Dans le cas d’espèce, les Personal Guarantees contenaient notamment la formule suivante : « If the Borrower fails to repay you the said principal sum of CHF […] then I the undersigned hereby irrevocably guarantee due repayement […]« . De surcroît, les engagements de payer étaient pris « notwithstanding tendency of any disputes or legal proceedings between yourselves and the borrower« , le paiement devant intervenir sans faire valoir ni contestation ni exception dans un délai de sept jours dès réception des demandes écrites de paiement. Enfin, les garanties stipulaient que les engagements de payer étaient absolument indépendants de toutes modifications des conditions des contrats de prêt. Tous ces éléments étaient autant d’indices, à notre avis très convaincants, en faveur du porte-fort. Par ailleurs, le fait que le garant, associé indéfiniment responsable de la société en commandite, avait un intérêt propre à l’octroi des prêts, militait également, bien que ce critère ne soit pas déterminant, en faveur d’un engagement indépendant.

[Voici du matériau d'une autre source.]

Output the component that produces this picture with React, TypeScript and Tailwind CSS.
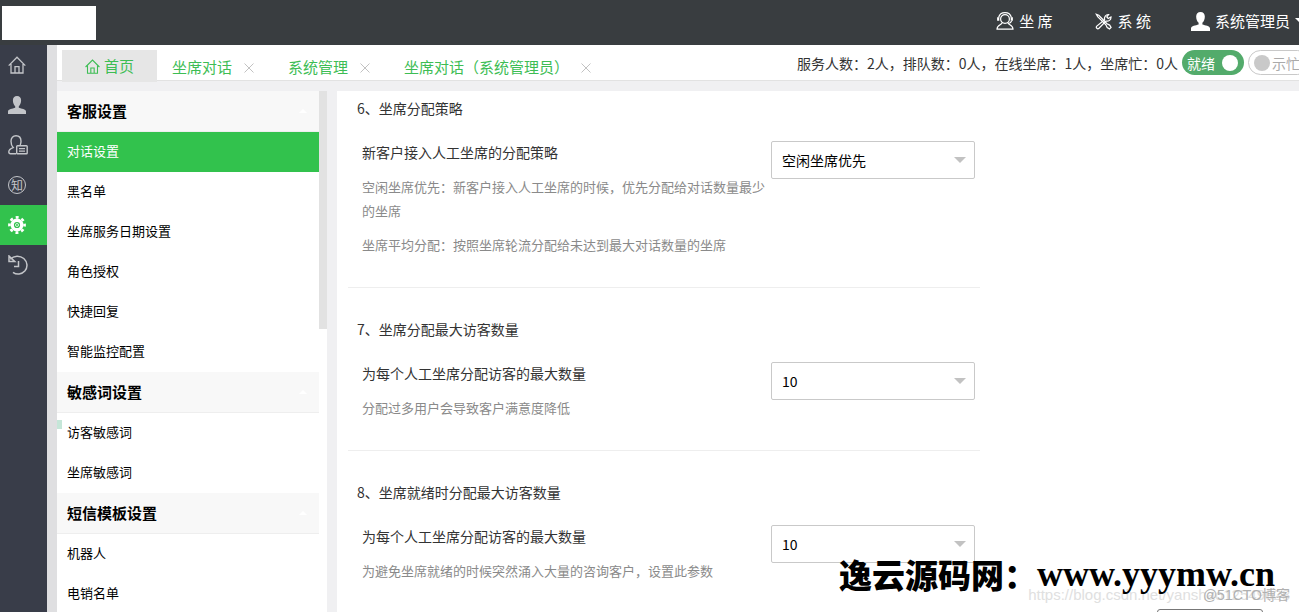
import React, { useState } from "react"
import clsx from "clsx"

type IconProps = { className?: string }

const HomeIcon = ({ className }: IconProps) => (
  <svg viewBox="0 0 18 18" className={className} fill="none" stroke="currentColor" strokeWidth="1.3">
    <path d="M.7 9.6 9 1.2l8.3 8.4M3 8v9h12V8M7 17v-6.3h4V17" />
  </svg>
)

const UserIcon = ({ className }: IconProps) => (
  <svg viewBox="0 0 18 18" className={className} fill="currentColor">
    <path d="M9 0C6.400 0 4.900 1.800 4.900 4.300c0 2.600 1 4.900 2.300 6v1.500C4.500 12.700.2 13.200 0 15.300V18h18v-2.700c-.2-2.100-4.500-2.600-7.200-3.500v-1.500c1.300-1.100 2.300-3.400 2.300-6C13.100 1.800 11.600 0 9 0z" />
  </svg>
)

const UserCardIcon = ({ className }: IconProps) => (
  <svg viewBox="0 0 20 20" className={className} fill="none" stroke="currentColor" strokeWidth="1.400">
    <path d="M8 18.800H2.500C1 18.800.8 17.900.8 16.800c0-2 2-3.300 4.400-4.200C3.600 11 3 8.900 3 6.300 3 3 5 .8 8 .8s5 2.200 5 5.500c0 1.500-.3 2.700-.8 3.700" />
    <rect x="8.700" y="10.800" width="10.500" height="8" rx=".8" />
    <path d="M11 13.600h6M11 16.100h6" />
  </svg>
)

const GearIcon = ({ className }: IconProps) => (
  <svg viewBox="0 0 18 18" className={className} fill="none" stroke="currentColor">
    <circle cx="9" cy="9" r="4.800" strokeWidth="3.400" />
    <circle cx="9" cy="9" r="7.600" strokeWidth="2.600" strokeDasharray="2.980 2.980" strokeDashoffset="1.490" />
    <circle cx="9" cy="9" r="1.500" strokeWidth=".8" />
  </svg>
)

const HistoryIcon = ({ className }: IconProps) => (
  <svg viewBox="0 0 20 20" className={className} fill="none" stroke="currentColor" strokeWidth="1.500">
    <path d="M2.200 4.200C6 .2 12 .3 15.800 3.500c3.800 3.400 4.200 8.800 1 12.600-3 3.400-8.200 4-11.800 1.200" />
    <path d="M1 1v5.600h5.800zM10.500 6v5.500H6" />
  </svg>
)

const AgentIcon = ({ className }: IconProps) => (
  <svg viewBox="0 0 18 18" className={className} fill="none" stroke="currentColor" strokeWidth="1.200">
    <circle cx="9" cy="7" r="4.400" />
    <path d="M2.600 5.500C3.400 2.500 5.800.7 9 .7s5.600 1.800 6.400 4.800" />
    <path d="M2.200 5.200v3.600M15.800 5.200v3.600" strokeWidth="2.200" />
    <path d="M15.600 9c-.6 1.500-1.800 2.400-3.400 2.700M6.200 10.600C5.800 13 1 12.800 1 17.200h16c0-4.400-4.800-4.200-5.200-6.600" />
  </svg>
)

const ToolsIcon = ({ className }: IconProps) => (
  <svg viewBox="0 0 18 18" className={className} fill="none" stroke="currentColor" strokeWidth="1.300">
    <path d="M1.500 1.500 4 2.400l8.700 9 2.800 1.400 1.500 2.500-1.600 1.500-2.500-1.500-1.400-2.800-8.700-8.700z" />
    <path d="M10.200 7.200c-.8-2.700 1.300-5.800 4.200-5.600l-1.900 2.500 1.500 1.700 2.900-1.500c.2 3-2.500 4.900-5.300 4.300L4.200 16.200c-1.600 1.500-3.700-.8-2.300-2.300z" />
  </svg>
)

const CloseIcon = () => (
  <svg viewBox="0 0 10 10" className="size-[10px]" stroke="currentColor" strokeWidth="1">
    <path d="M.5.500l9 9M9.500.500l-9 9" />
  </svg>
)

const rail = [
  { name: "首页", icon: <HomeIcon className="size-[18px]" /> },
  { name: "客户", icon: <UserIcon className="size-[18px]" /> },
  { name: "名片", icon: <UserCardIcon className="size-5" /> },
  {
    name: "知识库",
    icon: (
      <span className="flex size-[18px] items-center justify-center rounded-full border border-current text-xs leading-none">知</span>
    ),
  },
  { name: "设置", icon: <GearIcon className="size-[18px]" /> },
  { name: "历史", icon: <HistoryIcon className="size-5" /> },
]

const tabs = ["坐席对话", "系统管理", "坐席对话（系统管理员）"]

const menu = [
  { title: "客服设置", items: ["对话设置", "黑名单", "坐席服务日期设置", "角色授权", "快捷回复", "智能监控配置"] },
  { title: "敏感词设置", items: ["访客敏感词", "坐席敏感词"] },
  { title: "短信模板设置", items: ["机器人", "电销名单"] },
]

const settings = [
  {
    id: "strategy",
    title: "6、坐席分配策略",
    label: "新客户接入人工坐席的分配策略",
    hints: [
      "空闲坐席优先：新客户接入人工坐席的时候，优先分配给对话数量最少的坐席",
      "坐席平均分配：按照坐席轮流分配给未达到最大对话数量的坐席",
    ],
    options: ["空闲坐席优先", "坐席平均分配"],
  },
  {
    id: "max-visitors",
    title: "7、坐席分配最大访客数量",
    label: "为每个人工坐席分配访客的最大数量",
    hints: ["分配过多用户会导致客户满意度降低"],
    options: ["10", "20"],
  },
  {
    id: "max-ready",
    title: "8、坐席就绪时分配最大访客数量",
    label: "为每个人工坐席分配访客的最大数量",
    hints: ["为避免坐席就绪的时候突然涌入大量的咨询客户，设置此参数"],
    options: ["10", "20"],
  },
]

const Header = () => (
  <header className="flex h-[45px] shrink-0 items-center bg-[#393d40] pb-[3px] text-[15px] text-white">
    <div className="ml-[2px] mt-1 h-[34px] w-[94px] bg-white" />
    <nav className="-mr-2 ml-auto flex items-center">
      <a href="#agent" className="mr-[42px] flex items-center gap-[5px]">
        <AgentIcon className="size-[18px]" />坐 席
      </a>
      <a href="#system" className="mr-10 flex items-center gap-[6px]">
        <ToolsIcon className="size-[17px]" />系 统
      </a>
      <button className="flex items-center gap-[5px]">
        <UserIcon className="size-[19px]" />系统管理员
        <svg viewBox="0 0 12 6" className="h-[6px] w-3" fill="currentColor"><path d="M0 0h12L6 6z" /></svg>
      </button>
    </nav>
  </header>
)

const TabBar = () => {
  const [ready, setReady] = useState(true)
  const [busy, setBusy] = useState(false)

  return (
    <div className="flex h-9 shrink-0 border-b border-[#e2e2e2] bg-white">
      <div className="flex whitespace-nowrap pl-[5px] pt-[5px] text-[15px] text-[#3dbd54]">
        <button className="flex h-8 w-[95px] items-center justify-center gap-1 bg-[#e6e6e6]">
          <HomeIcon className="size-[15px]" />首页
        </button>
        {tabs.map((tab) => (
          <div key={tab} className="flex h-8 items-center pl-[15px] pr-[19px] pt-[3px]">
            <button>{tab}</button>
            <button aria-label="关闭" className="ml-3 text-[#c2c2c2]"><CloseIcon /></button>
          </div>
        ))}
      </div>
      <div className="-mr-[11px] ml-auto flex items-center gap-1 whitespace-nowrap text-sm text-[#333]">
        <span>服务人数：2人，排队数：0人，在线坐席：1人，坐席忙：0人</span>
        <label className="flex h-[25px] w-[62px] items-center justify-between rounded-full bg-[#53ab6b] pl-[5px] pr-[6px] text-white">
          <input type="checkbox" className="sr-only" checked={ready} onChange={() => setReady(!ready)} />
          就绪
          <span className="size-4 rounded-full bg-white" />
        </label>
        <label className="flex h-[25px] w-[62px] items-center gap-[2px] rounded-full border border-[#c9c9c9] pl-[5px] text-[#aaa]">
          <input type="checkbox" className="sr-only" checked={busy} onChange={() => setBusy(!busy)} />
          <span className="size-4 rounded-full bg-[#c9c9c9]" />
          示忙
        </label>
      </div>
    </div>
  )
}

const Sidebar = () => {
  const [current, setCurrent] = useState("对话设置")

  return (
    <aside className="relative flex w-[270px] shrink-0 items-start overflow-hidden bg-white">
      <div className="flex-1">
        {menu.map((group) => (
          <section key={group.title}>
            <h2 className="flex h-[41px] items-center justify-between border-b border-[#eee] bg-[#f8f8f8] pl-[10px] pr-3 text-[15px] font-bold text-black">
              {group.title}
              <svg viewBox="0 0 8 4" className="h-1 w-2" fill="#fff"><path d="M0 4h8L4 0z" /></svg>
            </h2>
            {group.items.map((item) => (
              <button
                key={item}
                onClick={() => setCurrent(item)}
                className={clsx(
                  "flex h-10 w-full items-center pb-[2px] pl-[10px] text-[13px]",
                  item === current ? "bg-[#32c24d] text-white" : "text-black"
                )}
              >
                {item}
              </button>
            ))}
          </section>
        ))}
      </div>
      <div className="h-[238px] w-2 bg-[#e2e2e2]" />
      <div className="absolute left-0 top-[329px] h-[9px] w-[5px] bg-[#c5e6d8]" />
    </aside>
  )
}

const Settings = () => (
  <main className="min-w-0 flex-1 overflow-hidden bg-white pl-[11px] text-sm leading-[22px] text-[#333]">
    {settings.map((s, index) => (
      <section
        key={s.id}
        className={clsx(
          "max-w-[632px] pr-[5px]",
          index === 0 ? "pt-[6px]" : "pt-[30px]",
          index < settings.length - 1 ? "border-b border-[#eee] pb-[30px]" : "pb-[26px]"
        )}
      >
        <h3 className="pl-[9px]">{s.title}</h3>
        <div className="mt-[22px] flex items-start pl-[14px]">
          <div className="flex-1">
            <label htmlFor={s.id} className="block pb-[2px]">{s.label}</label>
            {s.hints.map((hint) => (
              <p key={hint} className="mt-[10px] text-[13px] leading-6 text-[#8a8a8a]">{hint}</p>
            ))}
          </div>
          <div className="relative w-[204px]">
            <select id={s.id} className="block h-[38px] w-full appearance-none rounded-[2px] border border-[#c9c9c9] bg-white px-[10px] text-black">
              {s.options.map((option) => (
                <option key={option}>{option}</option>
              ))}
            </select>
            <svg viewBox="0 0 12 6" className="pointer-events-none absolute right-[9px] top-4 h-[6px] w-3" fill="#c2c2c2"><path d="M0 0h12L6 6z" /></svg>
          </div>
        </div>
      </section>
    ))}
    <div className="flex justify-end pr-9">
      <button aria-label="保存" className="h-[38px] w-[106px] rounded-[3px] border border-[#777]" />
    </div>
  </main>
)

export default function App() {
  return (
    <div className="relative flex h-screen flex-col overflow-hidden bg-[#f0f0f2] font-['Noto_Sans_CJK_SC',sans-serif]">
      <Header />
      <div className="flex min-h-0 flex-1">
        <nav className="w-[47px] shrink-0 bg-[#393d49] text-[#c3c5c9]">
          {rail.map((item) => (
            <button
              key={item.name}
              aria-label={item.name}
              className={clsx(
                "flex h-10 w-full items-center pl-2",
                item.name === "设置" && "bg-[#32c24d] text-white"
              )}
            >
              {item.icon}
            </button>
          ))}
        </nav>
        <div className="w-[10px] shrink-0 bg-[#dfdfe1]" />
        <div className="flex min-w-0 flex-1 flex-col">
          <TabBar />
          <div className="flex min-h-0 flex-1 gap-[10px] pt-[10px]">
            <Sidebar />
            <Settings />
          </div>
        </div>
      </div>
      <div className="pointer-events-none absolute bottom-[5px] right-[9px] whitespace-nowrap font-['Liberation_Sans',sans-serif] text-[15px] leading-6 text-[#e0e0e0]">
        https://blog.csdn.net/yanshao12549028
      </div>
      <div className="pointer-events-none absolute bottom-[5px] right-[9px] whitespace-nowrap font-['Liberation_Sans','Noto_Sans_CJK_SC',sans-serif] text-sm leading-6 text-[#b0b0b0]">
        @51CTO博客
      </div>
      <div className="pointer-events-none absolute bottom-5 right-6 flex items-center whitespace-nowrap font-black leading-none text-black">
        <span className="font-['Noto_Sans_CJK_SC',sans-serif] text-[33px]">逸云源码网：</span>
        <span className="font-['Liberation_Serif',serif] text-[36px]">www.yyymw.cn</span>
      </div>
    </div>
  )
}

Le Tribunal fédéral a donc pu considérer, sur la base de ces seuls critères et sans avoir besoin de recourir aux présomptions applicables en la matière, que les Personal Guarantees consenties par le garant devaient être qualifiées d’engagements indépendants au sens de l’art. 111 CO. Valables à la forme, ces engagements liaient le garant dont le recours a dès lors été rejeté.